The interview process will be riddled with different types of questions – meaning that the person asking the question may be interested in more than just your answer being right or wrong, in their opinion. They may focus not necessarily on the words you say, but how you say them. An interviewer may also focus on your reaction to the question or how quickly you give a response.
Typically during the application process, you’ll be asked to provide references from your current or previous employers. You also might be asked to evaluate your current or former bosses, which can be a tricky question to answer. So what is the right way to discuss your superiors, good or bad?
First, it’s important to recognize why a potential employer would ask about your current or former boss. Well, there are a couple reasons. They most likely want to get an idea for how well you work with others and how well you take direction from your superiors.
Your answer will also give them insight as to how you like to be managed and whether you will be a fit within the culture of their company. Some people like to be closely monitored, while others feel they work best when their manager gives them space. Depending on what type of supervisor your role will have, the type of leadership style you thrive under may play into whether you are hired.
Be Positive, Always
Most of us have had bad bosses before, and it can be frustrating and even demotivating. But when an interviewer asks you about your experience with an old boss, you need to try and put a positive spin on it. Yes, I know, this can be hard. But one of the worst approaches you can take in answering this question is to speak unkindly about your superior. Negativity will always give out bad vibes, and it’s no different in an interview. The interviewer may assume that you are part of the reason that you had a bad relationship with your boss.

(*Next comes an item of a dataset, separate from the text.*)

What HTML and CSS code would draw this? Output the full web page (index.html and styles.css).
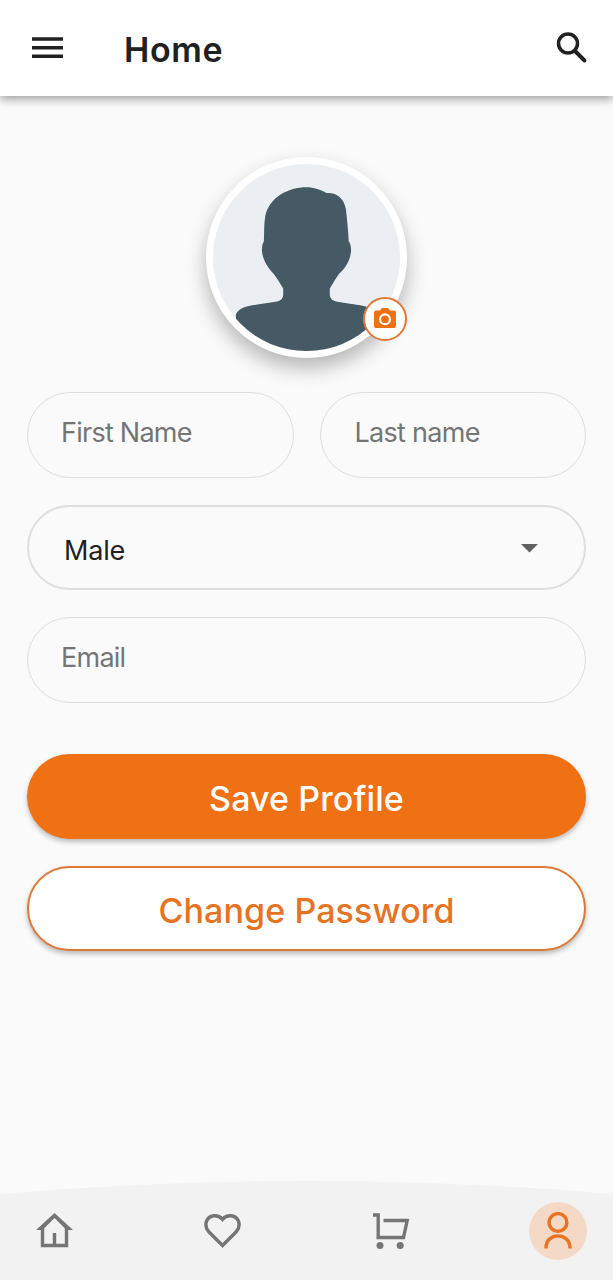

Instead, try and turn your manager’s shortcomings into a positive. Explain how you were able to grow professionally and personally under their guidance, even if it was difficult. For example, you might say something like, “My manager was a bit of a micromanager, but because we all had a lot on our plates, he/she wanted to be sure I was on top of all my tasks. Because of that, I learned to become very detail oriented and how to manage multiple tasks at once.”
It’s important to know what to leave out when asked about your former superiors. You don’t want your criticism of your former superiors, especially if your performance was sub-par under them, to be taken as an excuse for your shortcomings. You would rather discuss how you may have had differences or disagreed with their leadership style, but you were able to put those things aside in order to accomplish your goals and help the company or the team.
As a military veteran you may explain how poor leadership helped you actually become a better leader by avoiding the same mistakes.
Display Your Strengths
This one goes hand-in-hand with giving a positive response. If you had a great relationship with a superior, explain what traits they had and how they helped you in your career development. The military is a great place to gain leadership training. Explain how your great leaders were able to influence you and the people around you. Explain what made them a great leader and cite examples of their leadership.
It’s also great to give examples of times when you displayed leadership. One thing to focus on is how you were able to provide leadership to different types of people. Not everyone responds to the same type of leadership, so showing that you were able to adapt to the needs of your people will make you stand out in an interview.
Bottom line, when asked about your former superiors it is imperative that you approach your answer with positivity. Show how you were able to grow from a situation, whether it was good or bad. If you are going to highlight the shortcomings of your leaders, always be sure to end on a positive note.